— Exercise inputs —
-=-=-

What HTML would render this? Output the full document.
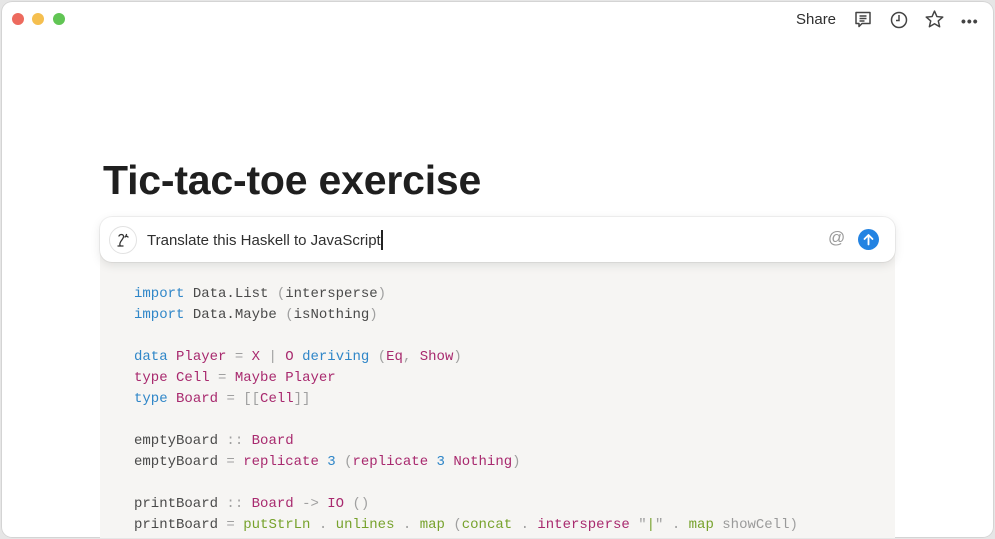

-=-=-

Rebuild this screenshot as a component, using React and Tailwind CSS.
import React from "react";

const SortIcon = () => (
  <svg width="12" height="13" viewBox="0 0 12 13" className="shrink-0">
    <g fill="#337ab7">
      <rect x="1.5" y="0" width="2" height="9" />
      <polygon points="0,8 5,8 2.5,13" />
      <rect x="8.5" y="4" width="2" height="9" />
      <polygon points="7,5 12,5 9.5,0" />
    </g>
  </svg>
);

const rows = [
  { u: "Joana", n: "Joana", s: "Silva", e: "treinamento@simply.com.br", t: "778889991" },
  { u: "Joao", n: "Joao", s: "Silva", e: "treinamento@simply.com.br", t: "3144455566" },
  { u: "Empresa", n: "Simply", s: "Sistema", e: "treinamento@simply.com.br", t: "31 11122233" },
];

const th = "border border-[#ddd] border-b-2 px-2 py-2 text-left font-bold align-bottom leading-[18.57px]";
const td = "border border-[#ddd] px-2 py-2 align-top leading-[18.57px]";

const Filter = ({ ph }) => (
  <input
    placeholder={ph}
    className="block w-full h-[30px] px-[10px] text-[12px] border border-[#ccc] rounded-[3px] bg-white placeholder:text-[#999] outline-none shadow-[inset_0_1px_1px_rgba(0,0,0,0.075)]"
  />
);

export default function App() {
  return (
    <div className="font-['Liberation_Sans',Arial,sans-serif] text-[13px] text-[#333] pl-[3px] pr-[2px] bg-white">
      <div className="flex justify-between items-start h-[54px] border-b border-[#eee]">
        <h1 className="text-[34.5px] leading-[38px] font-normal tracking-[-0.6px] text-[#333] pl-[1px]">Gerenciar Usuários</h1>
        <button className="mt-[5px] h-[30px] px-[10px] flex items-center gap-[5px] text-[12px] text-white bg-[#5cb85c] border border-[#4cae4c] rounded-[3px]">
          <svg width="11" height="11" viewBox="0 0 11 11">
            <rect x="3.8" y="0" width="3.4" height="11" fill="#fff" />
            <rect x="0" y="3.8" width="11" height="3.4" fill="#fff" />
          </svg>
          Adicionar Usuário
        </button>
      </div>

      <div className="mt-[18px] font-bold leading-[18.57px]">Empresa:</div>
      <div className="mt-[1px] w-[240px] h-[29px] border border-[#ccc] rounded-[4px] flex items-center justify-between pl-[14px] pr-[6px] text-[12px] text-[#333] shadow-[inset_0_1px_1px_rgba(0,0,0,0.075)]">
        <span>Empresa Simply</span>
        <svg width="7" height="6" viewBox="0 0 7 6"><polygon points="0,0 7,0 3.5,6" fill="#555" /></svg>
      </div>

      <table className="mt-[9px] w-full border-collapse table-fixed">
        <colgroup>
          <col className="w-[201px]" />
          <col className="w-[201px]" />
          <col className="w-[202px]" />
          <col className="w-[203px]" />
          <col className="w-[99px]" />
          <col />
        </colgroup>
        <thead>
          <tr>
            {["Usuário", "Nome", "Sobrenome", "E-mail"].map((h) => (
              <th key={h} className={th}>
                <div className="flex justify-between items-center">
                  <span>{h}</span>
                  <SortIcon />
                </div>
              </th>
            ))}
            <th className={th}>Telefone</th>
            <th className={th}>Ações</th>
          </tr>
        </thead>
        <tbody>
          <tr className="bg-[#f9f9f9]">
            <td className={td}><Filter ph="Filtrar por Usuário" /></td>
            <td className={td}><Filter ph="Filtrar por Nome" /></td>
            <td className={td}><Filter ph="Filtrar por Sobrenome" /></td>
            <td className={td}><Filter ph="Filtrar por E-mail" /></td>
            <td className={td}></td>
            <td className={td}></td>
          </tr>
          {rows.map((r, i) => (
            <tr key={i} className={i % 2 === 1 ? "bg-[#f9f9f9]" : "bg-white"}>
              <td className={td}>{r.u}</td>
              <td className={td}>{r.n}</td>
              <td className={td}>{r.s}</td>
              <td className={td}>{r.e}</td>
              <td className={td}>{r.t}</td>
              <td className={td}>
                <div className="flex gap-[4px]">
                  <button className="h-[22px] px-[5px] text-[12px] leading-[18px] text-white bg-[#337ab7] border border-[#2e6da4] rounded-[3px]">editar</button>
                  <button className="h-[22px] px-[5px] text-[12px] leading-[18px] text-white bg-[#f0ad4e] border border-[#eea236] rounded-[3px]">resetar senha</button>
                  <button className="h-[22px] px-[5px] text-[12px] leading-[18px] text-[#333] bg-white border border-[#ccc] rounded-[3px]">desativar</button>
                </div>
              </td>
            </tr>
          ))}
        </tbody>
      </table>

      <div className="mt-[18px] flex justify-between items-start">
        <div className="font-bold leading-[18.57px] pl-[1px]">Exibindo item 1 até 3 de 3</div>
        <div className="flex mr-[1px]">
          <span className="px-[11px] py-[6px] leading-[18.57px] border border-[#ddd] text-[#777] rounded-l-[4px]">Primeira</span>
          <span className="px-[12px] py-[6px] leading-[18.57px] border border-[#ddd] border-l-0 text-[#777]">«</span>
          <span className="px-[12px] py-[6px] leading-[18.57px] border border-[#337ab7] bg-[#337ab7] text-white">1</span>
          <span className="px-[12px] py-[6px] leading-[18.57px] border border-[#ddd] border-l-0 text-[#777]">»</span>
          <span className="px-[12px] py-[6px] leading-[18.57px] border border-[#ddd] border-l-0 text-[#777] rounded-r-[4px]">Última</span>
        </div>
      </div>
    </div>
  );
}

-=-=-

— Exercise task —
Transcribe, exactly and without additions, the lines of the records above, beginning with the line that contains "Rebuild this screenshot" and ending with the line that contains "import React from", both included.

— Reply to the task —
Rebuild this screenshot as a component, using React and Tailwind CSS.
import React from "react";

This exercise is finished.